Не знаю, почему она не появлялась раньше? Я не раз задавал ей этот вопрос, раз знала, что суждено сойтись, почему не сразу, зачем было ждать, мучить так меня, ведь я угасал, я ушел от Наташи в никуда, два или три месяца того лета я уходил, чего было ждать? Она отвечала, но всякий раз не то. Говорила, я должен был распрощаться с Наташей. Должен был принять ее. Должен… конечно, она тоже не находила места, но наши дороги еще не могли пересечься. И потом, ведь все закончилось хорошо, мы вместе, значит, это испытание нам и было дано, чтобы…. Я не слушал, не слышал.

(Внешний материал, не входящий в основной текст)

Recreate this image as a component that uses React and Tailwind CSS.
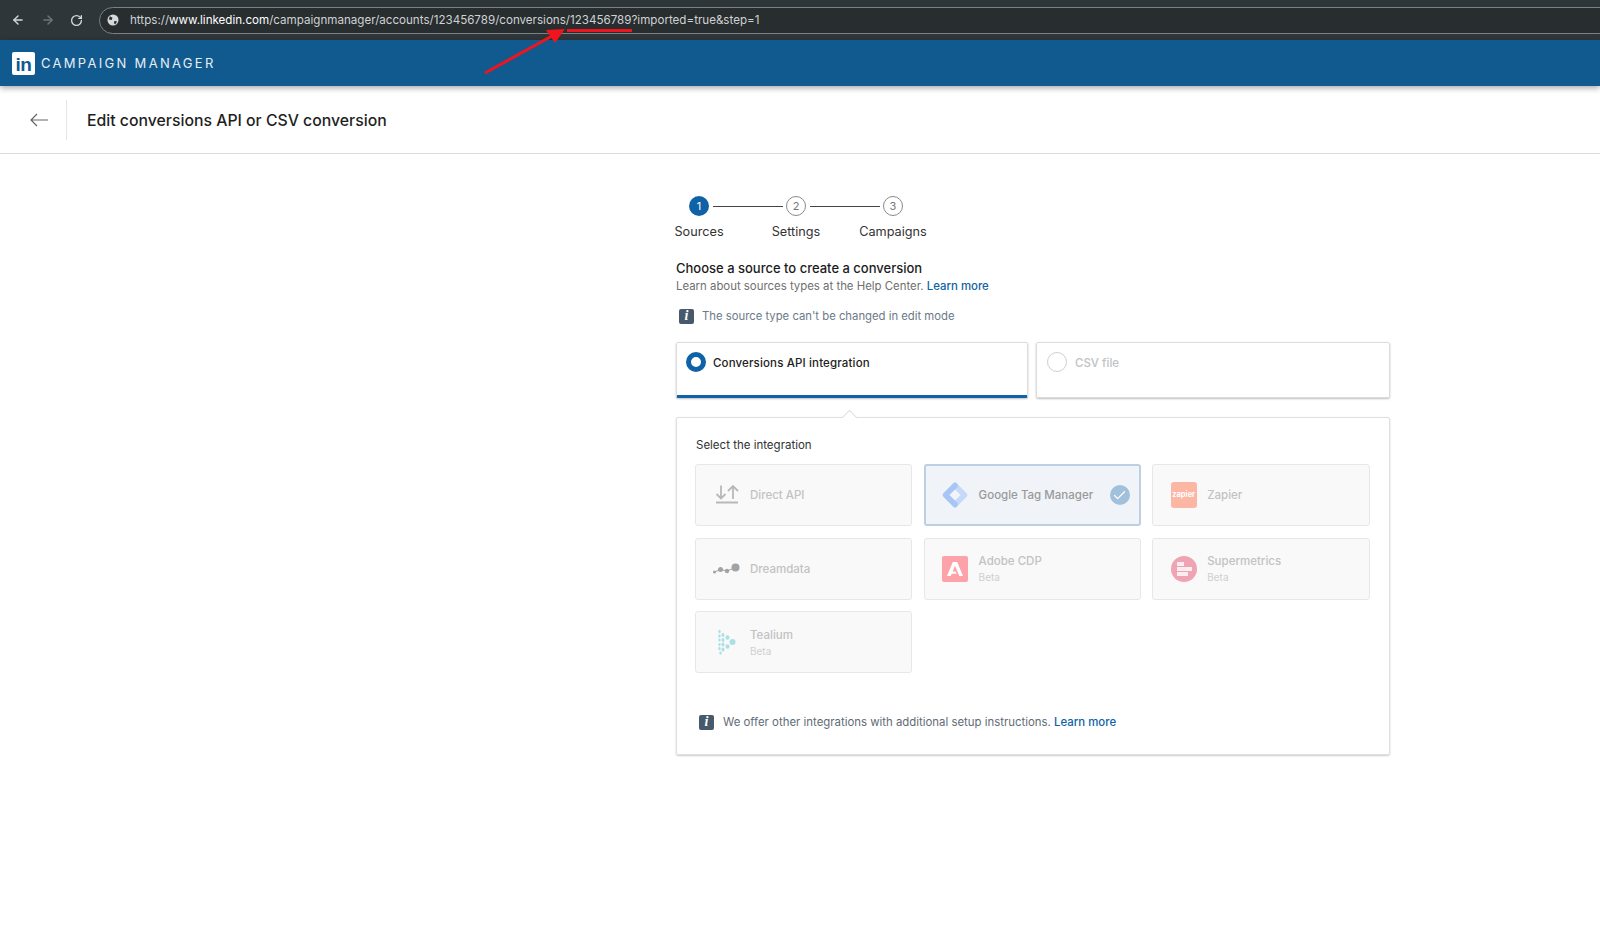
import { ArrowLeft, ArrowRight, RotateCw, Check } from "lucide-react";

const InfoIcon = () => (
  <span className="w-[15px] h-[15px] rounded-[2px] bg-[#47596b] text-white flex items-center justify-center shrink-0 text-[14px] font-bold italic leading-none font-['Liberation_Serif',serif]">
    i
  </span>
);

const DirectIcon = () => (
  <svg width="24" height="20" viewBox="0 0 24 20" fill="none" stroke="#b8b8b8" strokeWidth="1.800">
    <path d="M6 0.500v13M1.500 9 6 13.500 10.500 9M18 14V1M13 6l5-5 5 5" />
    <path d="M1 17.500h22" strokeWidth="2" />
  </svg>
);

const GtmIcon = () => (
  <svg width="26" height="26" viewBox="0 0 26 26" fill="none" strokeWidth="5.500" strokeLinecap="round" strokeLinejoin="round">
    <path d="M13 3.500 22.500 13 13 22.500" stroke="#c6d9f8" />
    <path d="M13 3.500 3.500 13 13 22.500" stroke="#a9c5f5" />
  </svg>
);

const DreamdataIcon = () => (
  <svg width="27" height="12" viewBox="0 0 27 12" fill="#a3a3a3">
    <circle cx="22.500" cy="4.500" r="4" />
    <circle cx="14" cy="8" r="2.200" />
    <circle cx="7.500" cy="6.500" r="2.500" />
    <circle cx="1.500" cy="9" r="1.500" />
    <path d="M1.500 9 7.500 6.500 14 8 22.500 4.500" stroke="#a3a3a3" fill="none" />
  </svg>
);

const AdobeIcon = () => (
  <div className="w-[26px] h-[26px] rounded-[2px] bg-[#fca2a8] flex items-center justify-center">
    <svg width="16" height="14" viewBox="0 0 16 14" fill="#fff">
      <path d="M5.800 0h4.400L16 14h-3.700L8 3.800 5.600 9.500h3l1 2.200H4.700L3.700 14H0Z" />
    </svg>
  </div>
);

const ZapierIcon = () => (
  <div className="w-[26px] h-[26px] rounded-[3px] bg-[#fbb6a4] flex items-center justify-center text-white text-[7.500px] font-bold leading-none">
    zapier
  </div>
);

const SupermetricsIcon = () => (
  <div className="w-[26px] h-[26px] rounded-full bg-[#efa3b3] flex flex-col items-start justify-center gap-[1px] pl-[6px]">
    <span className="block w-[7px] h-[4px] bg-[#fbeef1]" />
    <span className="block w-[15px] h-[4px] bg-[#fbeef1]" />
    <span className="block w-[11px] h-[4px] bg-[#fbeef1]" />
  </div>
);

const TealiumIcon = () => (
  <svg width="18" height="26" viewBox="0 0 18 26" fill="#abe0e6">
    <circle cx="14.500" cy="13" r="3" />
    <ellipse cx="9.500" cy="8.500" rx="2" ry="2.300" />
    <ellipse cx="9.500" cy="17.500" rx="2" ry="2.300" />
    <ellipse cx="5" cy="6" rx="1.500" ry="2" />
    <ellipse cx="5" cy="11" rx="1.500" ry="2" />
    <ellipse cx="5" cy="15.500" rx="1.500" ry="2" />
    <ellipse cx="5" cy="20.500" rx="1.500" ry="2" />
    <ellipse cx="1.500" cy="2.500" rx="1.200" ry="1.800" />
    <ellipse cx="1.500" cy="7" rx="1.200" ry="1.800" />
    <ellipse cx="1.500" cy="11" rx="1.200" ry="1.500" />
    <ellipse cx="1.500" cy="15.500" rx="1.200" ry="1.500" />
    <ellipse cx="1.500" cy="19.500" rx="1.200" ry="1.800" />
    <ellipse cx="2.500" cy="24" rx="1.200" ry="1.800" />
  </svg>
);

const integrations = [
  { name: "Direct API", icon: <DirectIcon /> },
  { name: "Google Tag Manager", icon: <GtmIcon />, selected: true },
  { name: "Zapier", icon: <ZapierIcon /> },
  { name: "Dreamdata", icon: <DreamdataIcon /> },
  { name: "Adobe CDP", icon: <AdobeIcon />, beta: true },
  { name: "Supermetrics", icon: <SupermetricsIcon />, beta: true },
  { name: "Tealium", icon: <TealiumIcon />, beta: true },
];

const Step = ({ n, label, active, line, className }) => (
  <div className={`flex flex-col items-center relative shrink-0 ${className}`}>
    <span
      className={`w-[20px] h-[20px] rounded-full flex items-center justify-center text-[11px] ${
        active ? "bg-[#0f62a5] text-white" : "border border-[#8a8a8a] text-[#777]"
      }`}
    >
      {n}
    </span>
    {line && <span className="absolute top-[10px] left-[calc(50%+14px)] w-[70px] h-px bg-[#444]" />}
    <span className="mt-[7px] text-[12.700px] leading-[18px] text-[#333] whitespace-nowrap">{label}</span>
  </div>
);

const Tile = ({ item }) => (
  <div
    className={`h-[62px] rounded-[3px] flex items-center ${
      item.selected
        ? "bg-[#f0f4f8] border-2 border-[#bdcfe2] pl-[16px] pr-[9px]"
        : "bg-[#f9f9f9] border border-[#e7e7e7] pl-[17px] pr-[10px]"
    }`}
  >
    <div className="w-[27px] flex justify-center shrink-0">{item.icon}</div>
    <div className="ml-[10px] flex-1 min-w-0">
      <div className={`text-[11.500px] font-medium leading-[16px] ${item.selected ? "text-[#9a9a9a]" : "text-[#c2c2c2]"}`}>
        {item.name}
      </div>
      {item.beta && <div className="text-[10px] leading-[13px] mt-[2px] text-[#cfcfcf]">Beta</div>}
    </div>
    {item.selected && (
      <span className="w-[20px] h-[20px] rounded-full bg-[#a0c0dc] flex items-center justify-center shrink-0">
        <Check size={15} color="#fff" strokeWidth={2} />
      </span>
    )}
  </div>
);

export default function App() {
  return (
    <div className="relative h-[951px] overflow-hidden bg-white font-['Inter',sans-serif]">
      {/* browser chrome */}
      <div className="h-[40px] bg-[#2f3639] flex items-center pl-[11px]">
        <ArrowLeft size={14} color="#d6d9da" strokeWidth={2.400} />
        <ArrowRight size={14} color="#6f7578" strokeWidth={2.400} className="ml-[16px]" />
        <RotateCw size={13} color="#d6d9da" strokeWidth={2.400} className="ml-[15px]" />
        <div className="ml-[16px] flex-1 h-[27px] -mr-[20px] rounded-full border border-[#7b8183] bg-[#282d30] flex items-center pl-[7px]">
          <svg width="12" height="12" viewBox="0 0 13 13">
            <circle cx="6.500" cy="6.500" r="6" fill="#d6d9da" />
            <path d="M3 2.500 6 4 5 6.500 2 6ZM8 7.500l3 .5-2 3-1.500-1Z" fill="#282d30" />
          </svg>
          <span className="ml-[11px] mt-[1px] text-[11.600px] leading-none text-[#cfd2d3] whitespace-nowrap">
            https://<span className="text-white">www.linkedin.com</span>/campaignmanager/accounts/123456789/conversions/123456789?imported=true&amp;step=1
          </span>
        </div>
      </div>

      {/* app bar */}
      <div className="h-[46px] bg-[#115a8f] flex items-center pl-[12px] shadow-[0_2px_6px_rgba(0,0,0,0.35)] relative">
        <div className="w-[23px] h-[23px] bg-white rounded-[2px] flex items-center justify-center text-[#115a8f] text-[19px] font-bold leading-none pt-[2px] tracking-[-0.5px] font-['Liberation_Sans',sans-serif]">
          in
        </div>
        <span className="ml-[6px] mt-[1px] text-[13px] tracking-[2.300px] text-[#e6eef4]">CAMPAIGN MANAGER</span>
      </div>

      {/* page title */}
      <div className="h-[68px] border-b border-[#dcdcdc] flex items-center">
        <div className="w-[67px] h-[40px] border-r border-[#e5e5e5] flex items-center pl-[30px]">
          <svg width="18" height="14" viewBox="0 0 18 14" fill="none" stroke="#666" strokeWidth="1.200">
            <path d="M18 7H1M7 1 1 7l6 6" />
          </svg>
        </div>
        <h1 className="ml-[20px] mt-[3px] text-[15.800px] font-medium text-[#1f1f1f]">Edit conversions API or CSV conversion</h1>
      </div>

      {/* main column */}
      <div className="ml-[676px] w-[714px]">
        <div className="mt-[42px] -ml-[1px] flex">
          <Step n={1} label="Sources" active line className="w-[48px]" />
          <Step n={2} label="Settings" line className="w-[50px] ml-[48px]" />
          <Step n={3} label="Campaigns" className="w-[68px] ml-[38px]" />
        </div>

        <h2 className="mt-[18px] text-[13px] font-medium leading-[18px] text-[#1c1c1c]">Choose a source to create a conversion</h2>
        <p className="mt-[1px] text-[11.400px] leading-[16px] text-[#6f6f6f]">
          Learn about sources types at the Help Center.{" "}
          <span className="text-[#0f62a5] font-medium">Learn more</span>
        </p>

        <div className="mt-[14px] ml-[3px] flex items-center gap-[8px]">
          <InfoIcon />
          <span className="text-[11.300px] leading-[16px] text-[#6b7a88]">The source type can't be changed in edit mode</span>
        </div>

        {/* source cards */}
        <div className="mt-[18px] grid grid-cols-[352px_354px] gap-x-[8px]">
          <div className="h-[56px] rounded-[2px] border border-[#dcdcdc] border-b-[3px] border-b-[#0f62a5] shadow-[0_1px_2px_rgba(0,0,0,0.25)] flex items-start pt-[9px] pl-[9px]">
            <span className="w-[20px] h-[20px] rounded-full border-[5px] border-[#0f62a5] bg-white" />
            <span className="ml-[7px] mt-[3px] text-[11.500px] font-medium leading-[16px] tracking-[0.15px] text-[#222]">Conversions API integration</span>
          </div>
          <div className="h-[56px] rounded-[2px] border border-[#dcdcdc] shadow-[0_1px_2px_rgba(0,0,0,0.25)] flex items-start pt-[9px] pl-[10px]">
            <span className="w-[20px] h-[20px] rounded-full border border-[#cfcfcf] bg-white" />
            <span className="ml-[8px] mt-[3px] text-[11.500px] font-medium leading-[16px] text-[#c2c2c2]">CSV file</span>
          </div>
        </div>

        {/* integrations panel */}
        <div className="relative mt-[19px] h-[338px] rounded-[2px] border border-[#dfdfdf] shadow-[0_1px_2px_rgba(0,0,0,0.2)] pt-[19px] px-[19px]">
          <span className="absolute -top-[6px] left-[167px] w-[11px] h-[11px] rotate-45 bg-white border-l border-t border-[#dfdfdf]" />
          <div className="text-[11.500px] leading-[16px] text-[#333]">Select the integration</div>
          <div className="mt-[11px] -ml-[1px] grid grid-cols-[217px_217px_218px] gap-x-[11.600px] gap-y-[11.500px]">
            {integrations.map((item) => (
              <Tile key={item.name} item={item} />
            ))}
          </div>
          <div className="mt-[41px] ml-[3px] flex items-center gap-[9px]">
            <InfoIcon />
            <span className="text-[11.400px] leading-[16px] text-[#5f6b76]">
              We offer other integrations with additional setup instructions.{" "}
              <span className="text-[#0f62a5] font-medium">Learn more</span>
            </span>
          </div>
        </div>
      </div>

      {/* red annotation over the screenshot */}
      <svg className="absolute left-0 top-0 pointer-events-none" width="700" height="80" viewBox="0 0 700 80">
        <path d="M567 30.500h65" stroke="#f0141e" strokeWidth="3" />
        <path d="M485 73 552 36" stroke="#f0141e" strokeWidth="3" />
        <path d="M565 29 546 30 555 43Z" fill="#f0141e" />
      </svg>
    </div>
  );
}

Поздним вечером позвонил Тарас, сообщил, что в понедельник выдадут тело. Говорила с ним Наташа. Транслируя его слова, сразу спросила о работе гримеров, все ли в порядке, да, швов незаметно, он сам проверял, нужно платье, гроб он может заказать сам, у него связи. Спросил, где пройдут поминки, я не выдержал, бежал в ванную, включил воду и сидел, пережидая разговор. Вышел, когда Наташа позвонила родителям.
Те одобрили действия Тараса, наверное, и им так легче. Забыть, не думать о худшем. Если самоубийство не есть худшее. Но ведь Аля ушла давно из их жизни. Тяжко, невыносимо, но лучше пусть так, чем что-то еще. Тем более, следствию они верили, им кто-то сказал, что Беленький большой дока. И еще он осторожно вел дело, никого не тревожил.
Поговорить с родителями Наташа не дала. Пересказала главное – тело отдадут утром, похороны пройдут прямо в понедельник, за сегодня-завтра папа с мамой договорятся со всеми; не забудь свой черный в полоску шерстяной костюм, который я покупала. Кремация – скромно, поминки в ресторане, будет человек пятнадцать-двадцать. С ее работы? – да, Сашу они знают, пригласят. И соседей сверху тоже, всех, не переживай, они позаботятся. Наташа сглотнула слюну и замолчала, немного растерявшись. Потом добавила: мне надо будет утром уйти к ним, подготовиться, а ты, ты прости, что я наговорила, не знаю, что нашло. Поцеловала в щеку.